How Much Is Your Identity Worth?


  1. Y’know…If someone like Anonymous went after groups like these slime, they’d immediately gain a whole lot more cred with people. Just sayin…

  2. In the future, please black out sensitive information rather than blur it. If something as simple as Photoshop can now deblur images, imagine what more specialized tools can do.

      1. Blurring obfuscates the data and degrades it; blacking it out removes it entirely (well, as long as you’re not doing it incompetently in a PDF…).

        The state of interpolation has advanced a lot in recent years with better algorithms and processing power. The stuff they do on TV is no longer as far-fetched as it was when we saw “Sneakers” in 1991.

        Meanwhile deblurring text is a rather trivial case, as text has relatively few and unique character shapes.

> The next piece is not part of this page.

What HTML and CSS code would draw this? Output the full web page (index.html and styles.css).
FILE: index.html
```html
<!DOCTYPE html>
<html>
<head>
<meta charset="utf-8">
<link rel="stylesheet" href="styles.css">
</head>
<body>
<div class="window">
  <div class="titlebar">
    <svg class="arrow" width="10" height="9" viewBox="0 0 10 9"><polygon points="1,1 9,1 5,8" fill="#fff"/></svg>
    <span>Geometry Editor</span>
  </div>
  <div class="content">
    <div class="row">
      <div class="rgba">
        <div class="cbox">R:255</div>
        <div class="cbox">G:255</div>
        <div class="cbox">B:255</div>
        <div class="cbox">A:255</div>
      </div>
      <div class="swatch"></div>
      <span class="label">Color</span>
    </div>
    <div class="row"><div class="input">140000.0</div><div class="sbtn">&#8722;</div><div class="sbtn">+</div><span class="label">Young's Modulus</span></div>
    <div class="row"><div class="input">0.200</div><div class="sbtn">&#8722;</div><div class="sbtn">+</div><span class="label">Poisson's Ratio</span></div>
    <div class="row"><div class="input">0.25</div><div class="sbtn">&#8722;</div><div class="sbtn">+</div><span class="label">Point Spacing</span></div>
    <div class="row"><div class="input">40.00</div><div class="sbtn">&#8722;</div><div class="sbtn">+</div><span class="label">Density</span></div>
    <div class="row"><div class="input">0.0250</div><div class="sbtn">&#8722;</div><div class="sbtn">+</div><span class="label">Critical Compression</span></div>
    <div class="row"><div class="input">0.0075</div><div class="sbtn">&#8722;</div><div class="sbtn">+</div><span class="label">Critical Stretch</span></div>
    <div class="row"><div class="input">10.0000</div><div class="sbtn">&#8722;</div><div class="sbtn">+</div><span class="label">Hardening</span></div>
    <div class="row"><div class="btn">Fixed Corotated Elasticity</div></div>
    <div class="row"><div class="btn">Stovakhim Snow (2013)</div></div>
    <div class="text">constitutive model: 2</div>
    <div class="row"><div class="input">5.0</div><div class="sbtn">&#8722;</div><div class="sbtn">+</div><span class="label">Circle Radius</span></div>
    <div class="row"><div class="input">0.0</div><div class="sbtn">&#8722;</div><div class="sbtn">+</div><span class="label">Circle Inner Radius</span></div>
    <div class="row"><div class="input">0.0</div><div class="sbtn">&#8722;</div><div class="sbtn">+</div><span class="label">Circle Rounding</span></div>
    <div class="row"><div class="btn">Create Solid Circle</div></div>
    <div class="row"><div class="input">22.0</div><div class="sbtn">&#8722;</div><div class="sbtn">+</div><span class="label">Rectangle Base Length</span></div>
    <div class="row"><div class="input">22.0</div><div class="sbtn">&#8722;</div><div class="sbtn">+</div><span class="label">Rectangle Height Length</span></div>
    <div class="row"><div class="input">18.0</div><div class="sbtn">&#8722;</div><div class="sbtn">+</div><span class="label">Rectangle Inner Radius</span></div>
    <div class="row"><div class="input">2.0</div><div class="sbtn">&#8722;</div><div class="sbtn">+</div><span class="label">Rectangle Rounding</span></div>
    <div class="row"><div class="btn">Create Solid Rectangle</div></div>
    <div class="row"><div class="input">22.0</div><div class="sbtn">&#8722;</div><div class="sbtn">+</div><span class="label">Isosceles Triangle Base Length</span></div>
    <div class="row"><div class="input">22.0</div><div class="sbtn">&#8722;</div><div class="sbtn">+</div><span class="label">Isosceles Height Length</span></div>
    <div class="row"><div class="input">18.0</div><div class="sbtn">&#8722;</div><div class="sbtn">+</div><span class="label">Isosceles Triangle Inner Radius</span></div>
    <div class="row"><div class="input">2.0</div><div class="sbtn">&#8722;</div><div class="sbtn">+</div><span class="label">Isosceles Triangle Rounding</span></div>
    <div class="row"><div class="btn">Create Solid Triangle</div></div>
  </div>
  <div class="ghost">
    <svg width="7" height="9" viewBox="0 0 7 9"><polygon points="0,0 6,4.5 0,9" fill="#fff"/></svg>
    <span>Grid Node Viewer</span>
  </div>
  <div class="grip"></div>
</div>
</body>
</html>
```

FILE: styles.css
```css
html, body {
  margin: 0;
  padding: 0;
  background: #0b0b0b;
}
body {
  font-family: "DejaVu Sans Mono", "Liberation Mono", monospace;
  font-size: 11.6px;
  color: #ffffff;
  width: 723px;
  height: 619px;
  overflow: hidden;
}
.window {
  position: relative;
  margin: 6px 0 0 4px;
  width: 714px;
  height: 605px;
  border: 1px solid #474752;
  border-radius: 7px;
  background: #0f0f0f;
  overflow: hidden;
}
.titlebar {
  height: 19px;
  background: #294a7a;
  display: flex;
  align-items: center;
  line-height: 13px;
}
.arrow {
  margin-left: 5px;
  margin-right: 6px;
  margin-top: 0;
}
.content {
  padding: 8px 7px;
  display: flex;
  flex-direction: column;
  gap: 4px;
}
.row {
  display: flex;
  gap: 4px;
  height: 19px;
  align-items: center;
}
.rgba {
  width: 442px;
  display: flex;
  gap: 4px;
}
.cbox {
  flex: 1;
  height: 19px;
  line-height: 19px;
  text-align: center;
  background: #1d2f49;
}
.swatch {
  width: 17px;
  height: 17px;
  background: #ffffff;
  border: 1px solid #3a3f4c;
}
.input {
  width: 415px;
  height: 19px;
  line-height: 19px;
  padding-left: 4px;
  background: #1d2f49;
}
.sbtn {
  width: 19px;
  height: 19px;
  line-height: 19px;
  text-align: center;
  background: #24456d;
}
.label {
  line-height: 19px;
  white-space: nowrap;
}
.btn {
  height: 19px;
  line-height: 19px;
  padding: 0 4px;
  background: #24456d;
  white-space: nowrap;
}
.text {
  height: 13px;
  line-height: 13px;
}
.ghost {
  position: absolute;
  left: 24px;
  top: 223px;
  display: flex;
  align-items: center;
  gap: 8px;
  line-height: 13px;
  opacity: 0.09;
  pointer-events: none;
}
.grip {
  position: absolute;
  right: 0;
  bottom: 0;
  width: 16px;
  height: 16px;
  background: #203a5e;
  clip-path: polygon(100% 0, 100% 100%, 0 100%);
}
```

Even crude algorithms can quickly come up with a small set of possibilities from a blurred original.

  3. But remember, copyright infringement is a more serious crime to be talking about than sites such as this.

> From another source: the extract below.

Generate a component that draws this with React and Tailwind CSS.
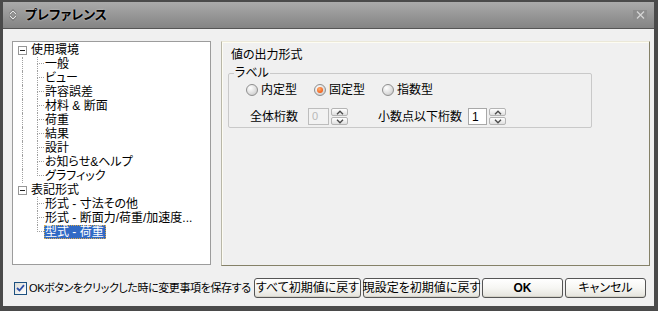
import React from "react";

const FONT =
  "font-['Liberation_Sans','Noto_Sans_CJK_JP',sans-serif] [font-feature-settings:'palt']";

const groups = [
  {
    label: "使用環境",
    items: ["一般", "ビュー", "許容誤差", "材料 & 断面", "荷重", "結果", "設計", "お知らせ&ヘルプ", "グラフィック"],
  },
  {
    label: "表記形式",
    items: ["形式 - 寸法その他", "形式 - 断面力/荷重/加速度...", "型式 - 荷重"],
  },
];

const SELECTED = "型式 - 荷重";

function ExpandBox() {
  return (
    <div className="flex h-[9px] w-[9px] items-center justify-center border border-[#969696] bg-white">
      <div className="h-px w-[5px] bg-[#222]" />
    </div>
  );
}

function TreeRow({ label, last, rootLine }) {
  const selected = label === SELECTED;
  return (
    <div className="flex h-[14px] items-stretch">
      <div className="w-[24px] shrink-0">
        {rootLine && <div className="ml-[9px] h-full border-l border-dotted border-[#a0a0a0]" />}
      </div>
      <div className="flex w-[7px] shrink-0 flex-col">
        <div className="h-[7px] border-b border-l border-dotted border-[#a0a0a0]" />
        <div className={last ? "h-[7px]" : "h-[7px] border-l border-dotted border-[#a0a0a0]"} />
      </div>
      <div
        className={
          selected
            ? "border border-dotted border-[#d8a848] bg-[#316ac5] pr-[1px] leading-[12px] text-white"
            : "border border-transparent pr-[1px] leading-[12px] text-black"
        }
      >
        {label}
      </div>
    </div>
  );
}

function Tree() {
  return (
    <div className="h-[224px] w-[199px] shrink-0 border border-[#9c9c9c] bg-white pt-px text-[12px]">
      {groups.map((g, gi) => (
        <div key={g.label}>
          <div className="flex h-[14px] items-center">
            <div className="ml-[5px] w-[13px] shrink-0">
              <ExpandBox />
            </div>
            <span className="leading-[14px]">{g.label}</span>
          </div>
          {g.items.map((it, i) => (
            <TreeRow key={it} label={it} last={i === g.items.length - 1} rootLine={gi === 0} />
          ))}
        </div>
      ))}
    </div>
  );
}

function Radio({ label, checked }) {
  return (
    <div className="flex items-center gap-[3px]">
      <div className="flex h-[12px] w-[12px] items-center justify-center rounded-full border border-[#8f8f8f] bg-[radial-gradient(circle_at_35%_30%,#ffffff,#dcdcdc_60%,#bdbdbd)]">
        {checked && (
          <div className="h-[6px] w-[6px] rounded-full bg-[radial-gradient(circle_at_40%_35%,#ffb070,#f0601c_70%)]" />
        )}
      </div>
      <span className="leading-[14px]">{label}</span>
    </div>
  );
}

function Arrow({ up }) {
  return (
    <svg width="8" height="5" viewBox="0 0 8 5">
      <path
        d={up ? "M1 4.2 L4 1.2 L7 4.2" : "M1 0.8 L4 3.8 L7 0.8"}
        fill="none"
        stroke="#4a4a4a"
        strokeWidth="1.3"
      />
    </svg>
  );
}

function Spinner({ value, disabled, w }) {
  return (
    <div className="flex items-center gap-[2px]">
      <div
        className={
          disabled
            ? "flex h-[17px] items-center border border-[#bdbdbd] bg-[#f2f2f2] pl-[3px] text-[11px] text-[#b8b8b8] " + w
            : "flex h-[17px] items-center border border-[#a8a8a8] bg-white pl-[3px] text-[12px] text-black " + w
        }
      >
        {value}
      </div>
      <div className="flex h-[17px] w-[17px] flex-col gap-px">
        <div className="flex flex-1 items-center justify-center rounded-[2px] border border-[#b4b4b4] bg-linear-to-b from-white to-[#e0e0e0]">
          <Arrow up />
        </div>
        <div className="flex flex-1 items-center justify-center rounded-[2px] border border-[#b4b4b4] bg-linear-to-b from-white to-[#e0e0e0]">
          <Arrow />
        </div>
      </div>
    </div>
  );
}

function Panel() {
  return (
    <div className="h-[225px] flex-1 border border-b-[#858168] border-l-[#b9b7a8] border-r-[#858168] border-t-[#ebe8d8] bg-[#f0f0f0] px-[6px] pt-[6px] text-[12px] shadow-[inset_1px_1px_0_#fdfcf2]">
      <div className="ml-[3px] leading-[14px]">値の出力形式</div>
      <fieldset className="mt-[4px] w-[364px] rounded-[2px] border border-[#c9c9c9] pb-[2px] pl-[5px]">
        <legend className="px-[1px] leading-[14px]">ラベル</legend>
        <div className="ml-[12px] mt-[3px] flex h-[14px] items-center gap-[17px]">
          <Radio label="内定型" />
          <Radio label="固定型" checked />
          <Radio label="指数型" />
        </div>
        <div className="ml-[16px] mt-[11px] flex h-[17px] items-center">
          <span className="leading-[14px]">全体桁数</span>
          <div className="ml-[10px]">
            <Spinner value="0" disabled w="w-[21px]" />
          </div>
          <span className="ml-[30px] leading-[14px]">小数点以下桁数</span>
          <div className="ml-[6px]">
            <Spinner value="1" w="w-[19px]" />
          </div>
        </div>
      </fieldset>
    </div>
  );
}

function Button({ children, w, bold }) {
  return (
    <button
      className={
        "flex h-[20px] shrink-0 items-center justify-center whitespace-nowrap rounded-[3px] border border-[#555] bg-linear-to-b from-white via-[#f6f6f3] to-[#e4e3dc] text-[12px] leading-[14px] text-black shadow-[inset_0_-1px_0_#d4d2c8] " +
        w +
        (bold ? " font-bold" : "")
      }
    >
      {children}
    </button>
  );
}

export default function App() {
  return (
    <div className={"h-[311px] w-[658px] bg-[#4a4a4a] pb-[5px] pl-[3px] pr-[4px] pt-[2px] " + FONT}>
      <div className="flex h-[26px] items-center bg-linear-to-b from-[#aaaaaa] to-[#848484] pl-[5px] pr-[7px]">
        <svg width="10" height="12" viewBox="0 0 10 12">
          <path d="M2 5 L5 2 L8 5" fill="none" stroke="#555" strokeWidth="2.4" />
          <path d="M2 7 L5 10 L8 7" fill="none" stroke="#555" strokeWidth="2.4" />
          <path d="M2 5 L5 2 L8 5" fill="none" stroke="#e6e6e6" strokeWidth="1.2" />
          <path d="M2 7 L5 10 L8 7" fill="none" stroke="#e6e6e6" strokeWidth="1.2" />
        </svg>
        <span className="ml-[7px] text-[13px] font-bold leading-[14px] text-black [text-shadow:0_0_2px_#d0d0d0]">
          プレファレンス
        </span>
        <div className="ml-auto flex h-[11px] w-[14px] items-center justify-center bg-[#8e8e8e]">
          <svg width="9" height="8" viewBox="0 0 9 8">
            <path d="M1 0.5 L8 7.5 M8 0.5 L1 7.5" stroke="#d4d4d4" strokeWidth="1.3" />
          </svg>
        </div>
      </div>
      <div className="h-px bg-[#555]" />
      <div className="flex h-[277px] flex-col bg-[#f0f0f0] pl-[9px] pr-[4px] pt-[12px]">
        <div className="flex items-start gap-[10px]">
          <Tree />
          <Panel />
        </div>
        <div className="mr-[4px] mt-[12px] flex h-[20px] items-center">
          <div className="ml-[2px] flex h-[13px] w-[13px] shrink-0 items-center justify-center border border-[#1c5180] bg-linear-to-br from-[#dcdcd6] to-white">
            <svg width="9" height="8" viewBox="0 0 9 8">
              <path d="M1 4 L3.5 6.5 L8 1.2" fill="none" stroke="#2c4fa8" strokeWidth="1.8" />
            </svg>
          </div>
          <span className="ml-[2px] min-w-0 whitespace-nowrap text-[11px] leading-[14px] tracking-[-0.4px]">
            OKボタンをクリックした時に変更事項を保存する
          </span>
          <div className="ml-auto flex shrink-0 gap-[2px]">
            <Button w="w-[107px]">すべて初期値に戻す</Button>
            <Button w="w-[117px]">現設定を初期値に戻す</Button>
            <Button w="w-[81px]" bold>
              OK
            </Button>
            <Button w="w-[81px]">キャンセル</Button>
          </div>
        </div>
      </div>
    </div>
  );
}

  4. The bigger problem is that all it takes to steal someone’s identity is knowing their birth day and mothers’ maiden name.  There’s a whole lot of people I know who could easily figure out those pieces of information, not all of whom I liked.  This is getting even worse, as a lot of mothers for whatever reason (never married, never changed name) keep their maiden name despite having children. 

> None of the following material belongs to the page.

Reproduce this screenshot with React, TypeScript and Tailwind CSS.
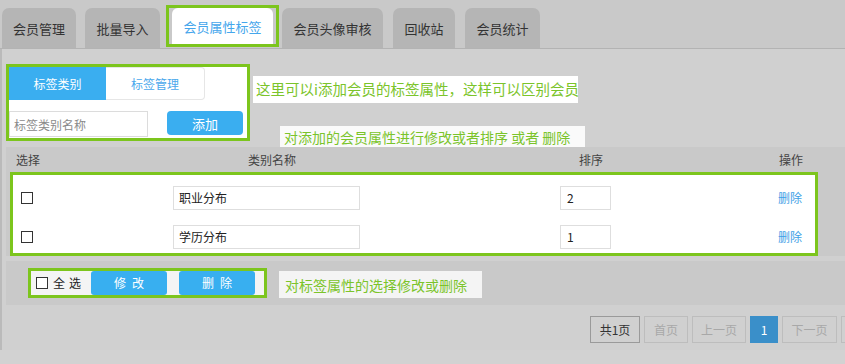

    1. Kibbee, two things:

      1) Some women keep their maiden names because they like their maiden names and don’t feel a need to reject that identity they’ve had their entire life just because they got married. 
      2) I am sure you don’t mean to suggest that mothers keeping their maiden names is the problem here. It kind of sounds like it, but I must be reading that wrong. Because, clearly, the problem is companies and organizations using easily findable information as if it is some iron-clad secret that only an individual will know about themselves. It’s dumb security policy. Not women.

      1. I think that you’re the only person that read that comment and drew that conclusion.

        I think that it’s pretty obvious that he was suggesting that women keeping their own names means that using that information as a ‘secret’ security credential is becoming more obsolete – nobody’s blaming the women – your feminist sense may be tingling, but it’s a false alarm.

        1. No, Nathan, she’s not.  As soon as I read “This is getting even worse, as a lot of mothers for whatever reason…keep their maiden name despite having children” I planned on commenting.  The word “despite” in that sentence means “in spite of”, and the “spite” in that phrase has 100% negative connotations.  So, yeah – where there’s smoke, there’s  probably  a minor misogynistic fire.

  5. See, this is why I use MADE UP stuff for my mother’s maiden name, pet’s name, etc. They ain’t real, so they’re harder to mine.

  6. What does this say about the particular market interested in purchasing this information? 

    When there are eff’ing WHOLESALE bundles available to buy up, and implied levels of worth, there is something very seriously wrong with the world we live in.

  7. If you report the website as violating the DMCA, won’t the Feds drop a few paratroopers into their hosting facilities and blow up their web servers? At least that’s what I’ve been told happens these days when violations are merely alleged.

  8. One of the upsides of having terrible credit is that these scumbags wind up paying fair market value for my stolen identity details.  That’s my little victory over the perpetrators of identity theft.  Take that!

  9. Boing Boing had a recent post on how to create a password, it was posted after it was apparent that some name games on Facebook were actually mining password info. 

    One thing I learned from that article  is this  simple advice, MAKE UP YOUR OWN ANSWERS!

  10. It baffles me that secure websites will force you to have a strong password and other measures to protect your connection with them.

    And then they ask a dumb question like “What’s your home town?” or “What’s your mother’s maiden name?” for “password recovery”.

    Does nobody understand the concept of “A chain is only as strong as its weakest link” any more?

  11. I made up my answers, but the banks keep “correcting” them based on their records, which not only means that I, who know the made up answer I gave when setting up the account, am  the ONLY one who can’t get a new card issued  – with a new PIN – on my account, but also that the information isn’t terribly private or secure because they can so easily go into their own records to get it. 

  12. A few years ago, a credit card company asked me to create a password.  So, I type in something like frodoisgreatwhoisthat.  A year or so later, when I call them about an issue, they ask me for my mother’s maiden name.  “Smith.”   “I’m sorry sir, that’s not what I have here for your mother’s maiden name.”  “Well, my mother’s maiden name is Smith.”  “Well, the name that I have here, sir, looks more foreign than that.”

  13. This information is also available on geneaology websites some of which are free and some of which are fee based.